Pero la duda de Jaime Avilés sigue implantada en la conciencia de nuestro tiempo: ¿acaso la humanidad ha llegado al momento de tirar por la borda la civilización y entronar a la barbarie como símbolo del triunfo de la destrucción sobre la creación? Hace días, un amigo comentaba la brutalidad que existe en el presente, desde los etnocidios hitlerianos hasta las carnicerías que ejecutan los estadunidenses en los Balcanes, mas observaba que la oscuridad de hoy no anuncia la perdición del hombre; con viveza, argumentó sobre las maravillas que la ciencia es capaz de realizar cuando enlaza el conocimiento con la ética; ¿no es un milagro, decía, que podamos encender un foco en el hogar y echar fuera a las tinieblas de la noche?, ¿no es una victoria de la virtud que la gente humilde proteste públicamente contra el homicidio que realiza en Bruselas la aviación otanesca?
Lo cierto es que el mal no es inconcluso, porque el bien salta y lo derrota precisamente cuando parece que la maldad se entrona para siempre. Ni Alejandro el Grande, ni César ni Carlomagno ni Napoleón ni Hitler o Stalin, ni Nixon o Clinton, han logrado oprimir a la humanidad toda. Más que la racionalidad o la emoción propias del hombre, la libertad le es tan esencial que ninguna fuerza puede purgarla de sus actos. Es posible así mirar a la historia como una batalla de la liberación contra las prisiones que levanta el dogmatismo al convertirse en instrumento de la verdad inobjetable que busca legitimar la expoliación de los más por los menos. En la visión de nuestro mundo hay paraísos de poder material en manos de la minoría, e infiernos para la mayoría, de acuerdo con la sugerencia que hizo Saramago al hablar con Avilés.

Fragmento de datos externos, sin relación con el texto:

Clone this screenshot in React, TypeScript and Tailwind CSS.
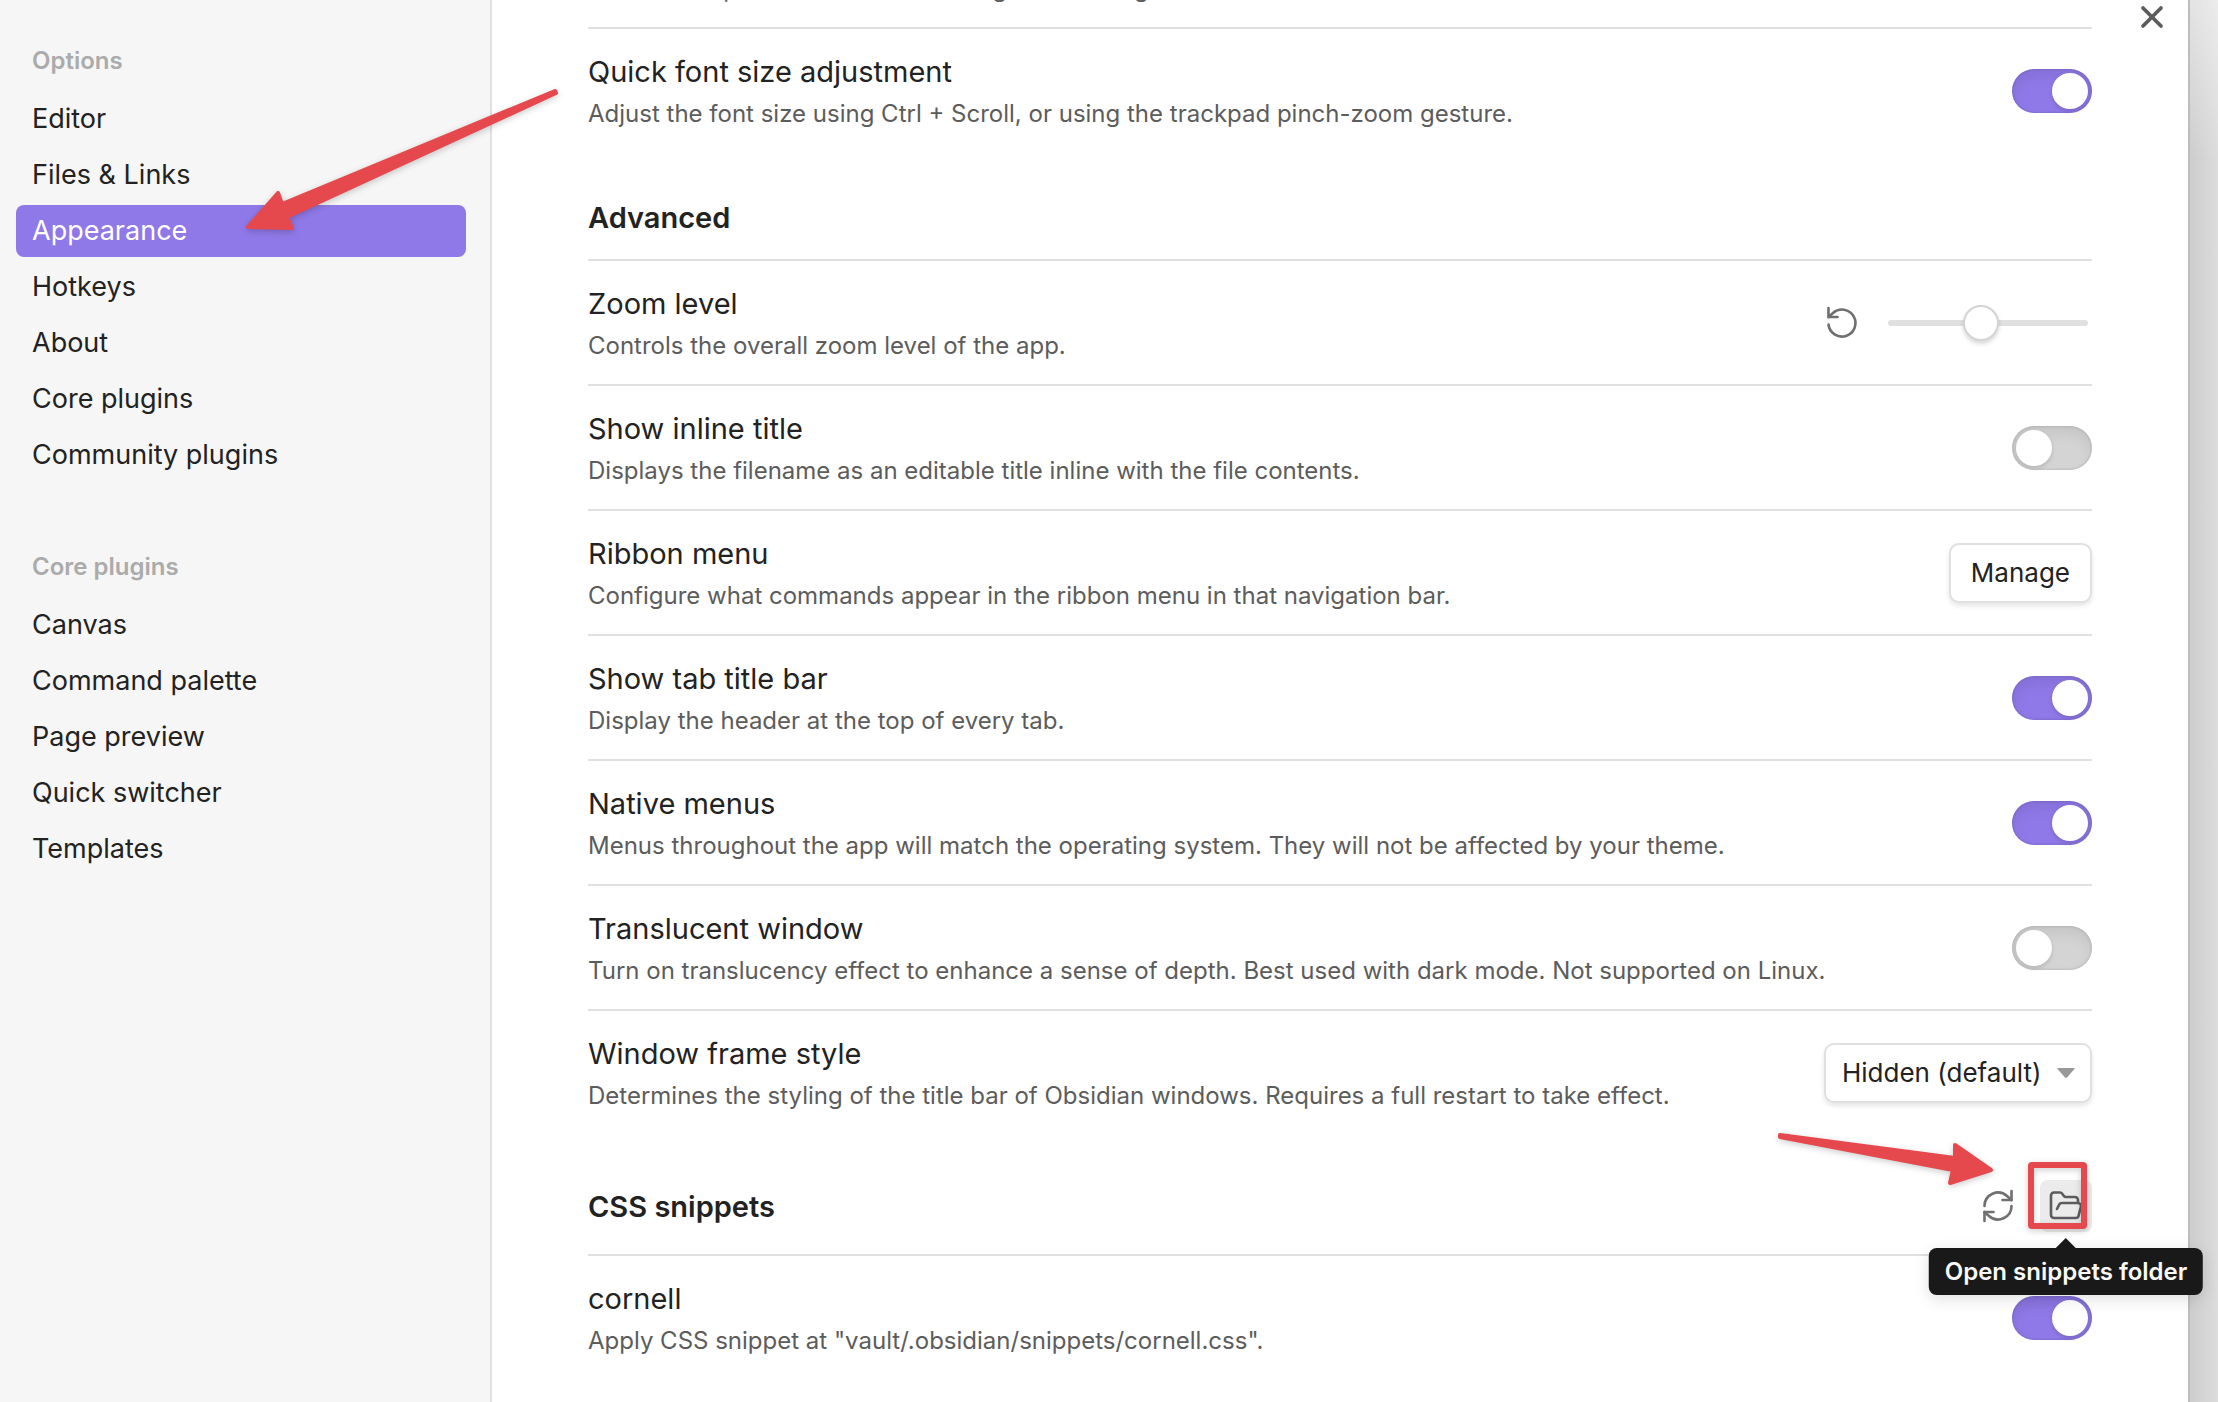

¿Hay alguna explicación lúcida de lo que está sucediendo en las postrimerías del siglo? Desde los tiempos remotos, el hombre ha sido atado con ataduras que se le vienen encima desde fuera, y también desde los tiempos remotos ha sabido romperlas y escapar de las trampas que lo rodean. El nómada se liberó al inventar la agricultura; los seguidores de Espartaco rompieron cadenas al derribar las murallas del imperio montado sobre las servidumbres; y lo mismo sucedió cuando los pueblos escaparon del feudalismo, de la monarquía absoluta, y tal es la lucha que registra nuestro tiempo. El capitalismo trasnacional exige y necesita el aniquilamiento de las naciones para construir el sistema global que garantice la ganancia y la acumulación que lo tonifican, sin importar que la libertad individual o colectiva sea asfixiada por los operadores de la organización planetaria. En el escenario económico mundial no cabe el pensamiento crítico, y los bombardeos de Yugoslavia e Irak u otras matanzas anteriores e inminentes son parte de la unipolarización política totalitaria que es indispensable a la consolidación de una economía global sin fronteras ni obstáculos culturales. Pero no pocas piedras están en los zapatos del Goliat moderno; por necesidad objetiva y lógica, la afirmación del régimen subyugante comienza a ser negada por las negaciones liberadoras que apuntalan el optimismo civilizador del futuro. Los cañones nunca han sido la última palabra en la historia; la última palabra ha sido siempre la palabra de la razón unida a la moral.